H5MD - proposal 103: Connectivity group

status: Accepted in H5MD 1.1

Objective

Define a root group that contains the connectivity of a system of particles. This proposal builds on proposal 101 Particles and tuples lists for the storage of tuples. The interpretation of the information will be left to users and can be made more formal later with modules, for instance.

This proposal is intended to allow, among other uses, the storage of bonded interactions, in the case of force-field based simulations, or of distance constraints. The complexity of representing the details of force fields is such that it cannot be encoded in a generic manner here but the definition of the storage elements in this proposal lay a common basis.

Motivations

http://article.gmane.org/gmane.science.simulation.h5md.user/604

The group I work with does a fair amount of analysis on bond lengths, angle
distributions and dihedral angle distributions as validation for force field
development. So our main use case for a 'topology' module would be to store
the pairs, 3- and 4-tuples of atoms that define the bonds, angles and
dihedrals.

That said, I have use cases for wanting to store lists of non-bonded pairs
of atoms such as opposing carbons on a ring or designated 'endpoint' atoms
that can be used to represent the overall orientation of a larger molecule,
and in this use case a specific 'bond' list would not really be appropriate.

(...)

I would definitely agree that a standard storage scheme, would be useful,
even if the structure of a 'topology' section varies by module. That way,
even if the location of the lists varies, at least the same routines can be
used to read/write the data when it is located. As a possible example:

    <tuple-list>
      +-- type:  String
      +-- dimension:  Integer[]
      \--  values: Integer[n-tuples][D]

Where a pair list would be dimension(D) = 2, and the values in list would be
the particle IDs. Given what Konrad pointed out about flexibility
vs. specificity ,the "type" string could have specific list of acceptable
values, much like the boundary attribute in the 'box' item. For my
particular use cases, I can see the following types of atom-tuple lists
being useful as topology/connectivity information: bonds, angles, dihedrals,
chains, and 'other'.

http://article.gmane.org/gmane.science.simulation.h5md.user/637

A specific problem of 2) is that for non-trivial forcefields (proteins
etc.), a simple bond list is not of much use. What you want is *all*
forcefield terms. I can't think of any practical use for just the bonds.

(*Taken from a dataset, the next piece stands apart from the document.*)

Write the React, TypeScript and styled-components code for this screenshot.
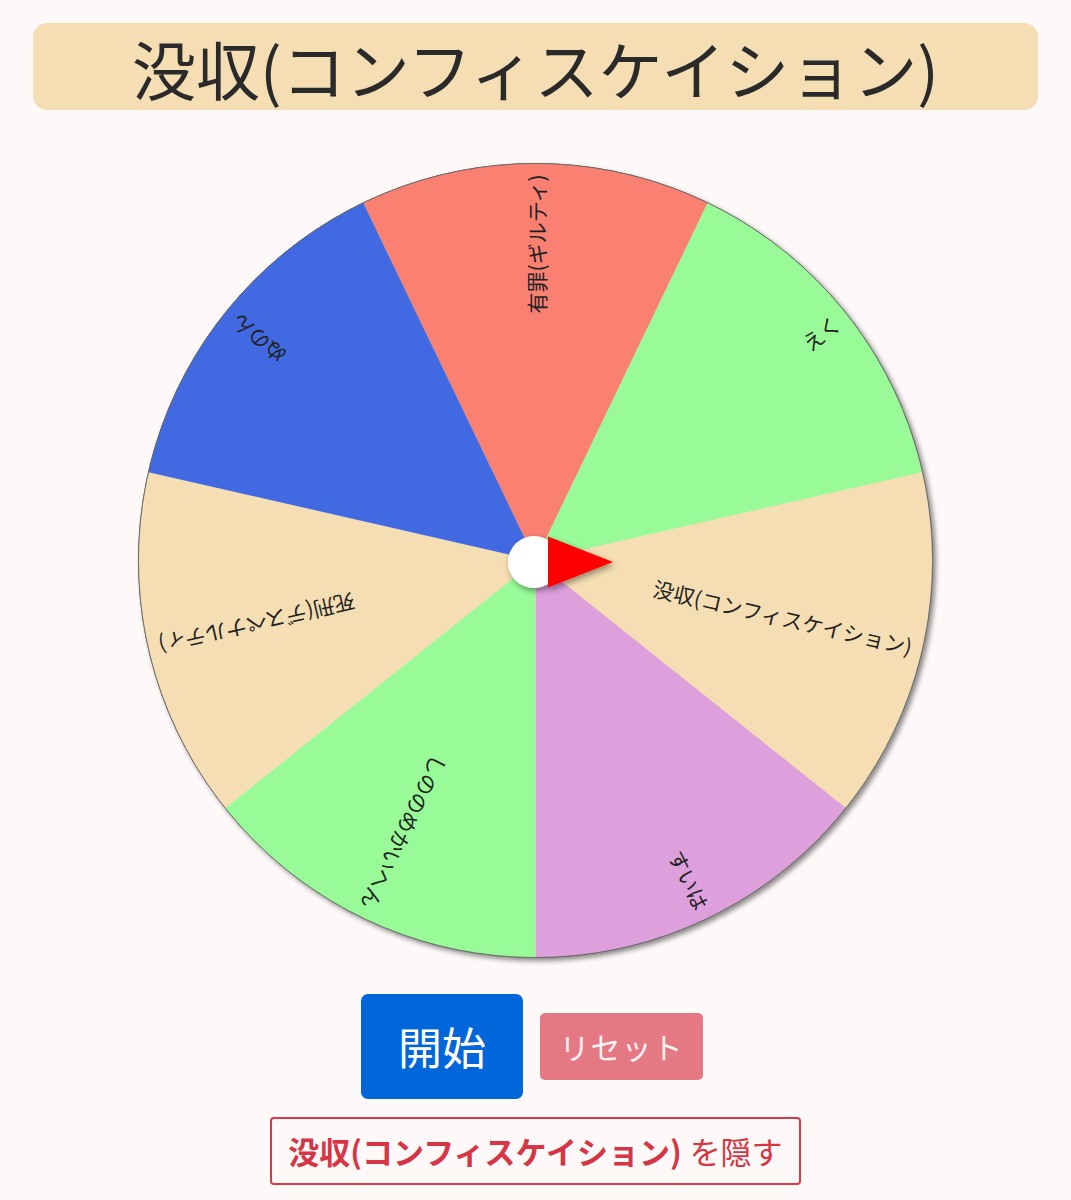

Storage of connectivity information

The connectivity information is stored as tuples in the group /connectivity. The tuples are pairs, triples, etc. as needed.

A list of particles is an H5MD element:

/connectivity
    <name>: Integer[N]
      +-- particles_group: String[]

where N is the length of the list and particles_group is the name of a group within /particles. Several connectivity elements may be defined for any particles group but a connectivity element may only refer to a single particle group.

If the corresponding particles_group does not possess the id element, the values in list_name correspond to the indexing of the elements in particles_group. Else, the values in list_name must be put in correspondence with the equal values in the id element.